US National Guard Aviator Protects Skies And Streets
EASTOVER, S.C., USA — When Army 1st Lt. Jenna Pitcher, an AH-64D Apache helicopter pilot, isn’t conducting aerial missions for the South Carolina Army National Guard, she’s patrolling the streets of Charleston, South Carolina, as a police officer.
Pitcher is the commander of Delta Company, 1st Attack Reconnaissance Battalion, 151st Aviation Regiment.
“There’s a lot of overlap between being a police officer and an Apache pilot in the Army,” she said. “In both roles, your life and the lives of others depend on your situational awareness, proficiency and knowledge. Being an officer in the Army and a police officer reminds me daily to strive to be truly selfless.”
Balancing Civilian, Military Obligations
Balancing civilian obligations and military commitments is a constant challenge National Guard members face. Pitcher said.
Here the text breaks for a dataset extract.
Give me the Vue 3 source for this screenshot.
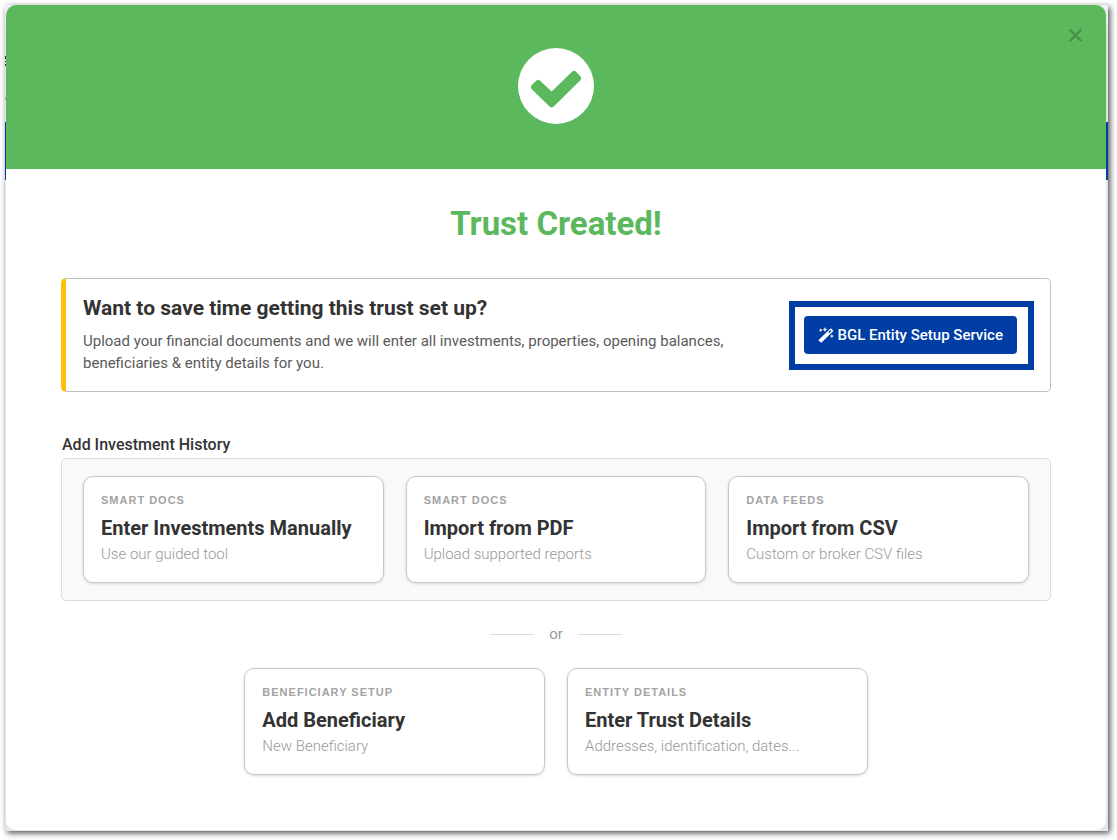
<script setup>
const importOptions = [
  { tag: 'Smart Docs', title: 'Enter Investments Manually', text: 'Use our guided tool' },
  { tag: 'Smart Docs', title: 'Import from PDF', text: 'Upload supported reports' },
  { tag: 'Data Feeds', title: 'Import from CSV', text: 'Custom or broker CSV files' },
]

const setupOptions = [
  { tag: 'Beneficiary Setup', title: 'Add Beneficiary', text: 'New Beneficiary' },
  { tag: 'Entity Details', title: 'Enter Trust Details', text: 'Addresses, identification, dates...' },
]
</script>

<template>
  <div class="page">
    <div class="backdrop">
      <main class="modal" role="dialog" aria-labelledby="modal-title">
        <header class="banner">
          <svg class="check" viewBox="0 0 76 76" aria-hidden="true">
            <circle cx="38" cy="38" r="38" fill="#fff" />
            <path
              d="M13.500 37.300 L18.800 32.300 Q20.300 31 21.800 32.400 L33.700 43.500 L54.500 23.300 Q56 22 57.500 23.300 L62.600 28.500 Q63.800 30.300 62.600 32 L35.500 58.700 Q33.700 60.200 31.900 58.700 L13.500 41 Q12 39.200 13.500 37.300 Z"
              fill="#5cb85c"
            />
          </svg>
          <button class="close" type="button" aria-label="Close">
            <svg viewBox="0 0 15 15" aria-hidden="true">
              <path d="M1.500 2.800l12 12M13.500 2.800l-12 12" stroke="#7cc77c" stroke-width="1.500" />
              <path d="M1.500 1.500l12 12M13.500 1.500l-12 12" stroke="#4a934a" stroke-width="2.600" />
            </svg>
          </button>
        </header>

        <div class="body">
          <h1 id="modal-title">Trust Created!</h1>

          <section class="callout">
            <div class="callout-text">
              <h2>Want to save time getting this trust set up?</h2>
              <p>
                Upload your financial documents and we will enter all investments, properties, opening balances,
                beneficiaries &amp; entity details for you.
              </p>
            </div>
            <div class="highlight">
              <button class="primary" type="button">
                <svg viewBox="0 0 16 16" aria-hidden="true">
                  <path
                    d="M.8 12.700L12.200 1.700q.6-.5 1.200 0l1.500 1.500q.5.600 0 1.200L3.800 15.200q-.6.500-1.200 0L.8 13.800q-.5-.6 0-1.100z"
                    fill="#fff"
                  />
                  <path d="M10.400 5l1 1 2-2-1-1z" fill="#003da5" />
                  <path
                    d="M2.800 1.200l.6 1.400 1.400.6-1.400.6-.6 1.400-.6-1.400-1.400-.6 1.400-.6zM6.900 0l.8 1.900 1.900.7-1.900.7-.8 1.900-.7-1.900-1.900-.7 1.900-.7zM13.900 7l.6 1.500 1.500.6-1.500.6-.6 1.500-.6-1.500-1.500-.6 1.500-.6z"
                    fill="#fff"
                  />
                </svg>
                BGL Entity Setup Service
              </button>
            </div>
          </section>

          <h3>Add Investment History</h3>
          <section class="group">
            <button v-for="option in importOptions" :key="option.title" class="card" type="button">
              <span class="tag">{{ option.tag }}</span>
              <span class="name">{{ option.title }}</span>
              <span class="text">{{ option.text }}</span>
            </button>
          </section>

          <div class="divider"><span>or</span></div>

          <section class="setup">
            <button v-for="option in setupOptions" :key="option.title" class="card" type="button">
              <span class="tag">{{ option.tag }}</span>
              <span class="name">{{ option.title }}</span>
              <span class="text">{{ option.text }}</span>
            </button>
          </section>
        </div>
      </main>
    </div>
  </div>
</template>

<style>
body {
  background: #fff;
}
</style>

<style scoped>
* {
  box-sizing: border-box;
}

.page {
  padding: 5px 9px 9px 5px;
  font-family: Roboto, "Liberation Sans", sans-serif;
  color: #333;
}

/* The sliver of the underlying page that shows around the dialog. */
.backdrop {
  padding: 0 2px 1px 1px;
  background:
    linear-gradient(#333 3px, #e5e5e5 3px, #e5e5e5 5px, #333 5px, #333 6px, #e5e5e5 6px, #e5e5e5 8px, #333 8px) 0 51px / 1px 10px no-repeat,
    linear-gradient(#aaa, #aaa) 0 92px / 1px 3px no-repeat,
    linear-gradient(#eef0f4 20px, #e5e5e5 20px, #e5e5e5 117px, #003da5 117px, #003da5 175px, #e5e5e5 175px);
  box-shadow: 2px 2px 6px rgba(0, 0, 0, 0.7);
}

.modal {
  overflow: hidden;
  background: #fff;
  border-radius: 10px;
}

.banner {
  position: relative;
  display: flex;
  justify-content: center;
  padding: 43px 0 45px;
  background: #5cb85c;
}

.check {
  width: 76px;
  height: 76px;
}

.close {
  position: absolute;
  top: 20px;
  right: 20px;
  display: flex;
  padding: 3px;
  border: 0;
  background: none;
}

.close svg {
  width: 15px;
  height: 15px;
}

.body {
  padding: 35px 55px 55px;
}

h1,
h2,
h3,
p {
  margin: 0;
}

h1 {
  font-size: 33px;
  line-height: 40px;
  font-weight: 700;
  text-align: center;
  color: #5cb85c;
}

.callout {
  display: flex;
  align-items: center;
  justify-content: space-between;
  gap: 24px;
  margin-top: 34px;
  padding: 17px 16px 17px 17px;
  border: 1px solid #bfbfbf;
  border-left: 5px solid #ffc107;
  border-radius: 5px;
}

.callout-text {
  flex: 1;
}

h2 {
  font-size: 21px;
  line-height: 24px;
  font-weight: 700;
}

.callout p {
  margin-top: 10px;
  font-size: 15px;
  line-height: 22px;
  color: #5a5a5a;
}

.highlight {
  padding: 9px 11px 10px 9px;
  border: 6px solid #003da5;
}

.primary {
  display: flex;
  align-items: center;
  gap: 3px;
  padding: 0 14px;
  border: 0;
  border-radius: 4px;
  background: #003da5;
  color: #fff;
  font: 500 15px/38px Roboto, "Liberation Sans", sans-serif;
  white-space: nowrap;
}

.primary svg {
  width: 16px;
  height: 16px;
}

h3 {
  margin-top: 40px;
  padding-left: 1px;
  font-size: 16px;
  line-height: 26px;
  font-weight: 500;
}

.group {
  display: grid;
  grid-template-columns: repeat(3, 1fr);
  gap: 22px;
  padding: 17px 21px;
  border: 1px solid #dcdcdc;
  border-radius: 5px;
  background: #f8f9fb;
}

.card {
  display: flex;
  flex-direction: column;
  align-items: flex-start;
  padding: 13px 16px 16px 17px;
  border: 1px solid #c8c8c8;
  border-radius: 10px;
  background: #fff;
  box-shadow: 0 1px 3px rgba(0, 0, 0, 0.15);
  font-family: inherit;
  text-align: left;
}

.tag {
  font-family: "Liberation Sans", Arial, sans-serif;
  font-size: 11px;
  line-height: 20px;
  font-weight: 700;
  letter-spacing: 1px;
  text-transform: uppercase;
  color: #a3a3a3;
}

.name {
  margin-top: 4px;
  font-size: 20px;
  line-height: 28px;
  font-weight: 700;
  color: #333;
}

.text {
  font-size: 15px;
  line-height: 24px;
  font-weight: 300;
  color: #999;
}

.divider {
  display: flex;
  align-items: center;
  justify-content: center;
  gap: 15px;
  margin-top: 22px;
  font-size: 15px;
  line-height: 22px;
  color: #999;
}

.divider::before,
.divider::after {
  content: "";
  width: 44px;
  height: 1px;
  background: #dcdcdc;
}

.setup {
  display: flex;
  justify-content: center;
  gap: 22px;
  margin-top: 23px;
}

.setup .card {
  width: calc((100% - 88px) / 3);
}
</style>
It takes a lot of motivation to stay proficient as a leader and an aviator, and to study the required manuals, she said.
However, serving in the National Guard enables Pitcher to be part of something bigger than herself, she said, and also provides an opportunity to pursue her passion for flying.
Pitcher said she’s served in the South Carolina National Guard for seven years, beginning her career as a carpentry and masonry specialist with the 122nd Engineer Battalion, 1221st Engineer Company. She explained that she did not have much exposure to the military while growing up and decided to join the National Guard to stay in close proximity with her family. Her older brother’s decision to serve impacted her decision to join as well, she said, and also contributed to the career path she chose.
“My older brother is in the Army. He was a huge influence in deciding to be an Apache pilot,” Pitcher said. “He is an infantryman, and our job as Apache pilots is to protect and assist the ground forces.”
Pitcher has always found helicopters to be fascinating, she said, and knew it would be a challenging and rewarding career path to follow. She explained that on any given day she could be flying treetop-level over Fort Jackson, South Carolina, or landing on pinnacles at 12,500 feet in Colorado.
‘I Am Never Bored’
“I enjoy the variety of flying the Apache,” she said. “My favorite part of being in the military is that it doesn’t feel like a job. I enjoy being around my colleagues and there is always so much happening at one time I can honestly say I am never bored or looking for something to do.”
Pitcher has made a favorable impression on soldiers who have served with her.
“1st Lt. Pitcher has accomplished many things throughout her career as an aviator,” said Army Chief Warrant Officer 3 Deborah Glenn, the aviation mission survivability officer for Bravo Company, 1-151st ARB, and a fellow AH-64D Apache pilot. “She is the first female company commander we have had. And, she recently got signed off as an air mission commander — a really great accomplishment.”
An air mission commander is the pilot in charge when multiple aircraft are conducting a mission. Pitcher completed the training in January, which included a week of classroom instruction and training on aircraft simulators. The simulator training provides pilots the opportunity to make mistakes in a controlled environment.
Pitcher attributes her success her fellow citizen-soldiers.
“I’m surrounded by very knowledgeable and motivated soldiers that schedule and conduct aircraft maintenance, troubleshoot issues and arm the aircraft with munitions,” Pitcher said. “They keep the fleet airworthy and are critical to the Apache’s mission success.”
Pitcher noted she’ll serve in the South Carolina National Guard for as long as she can, all while balancing her Guard service with a civilian career.
“Pursue your goals with gusto,” she said. “Be focused, vocal and make moves to achieve your goals. And, with enough persistence, it will happen.”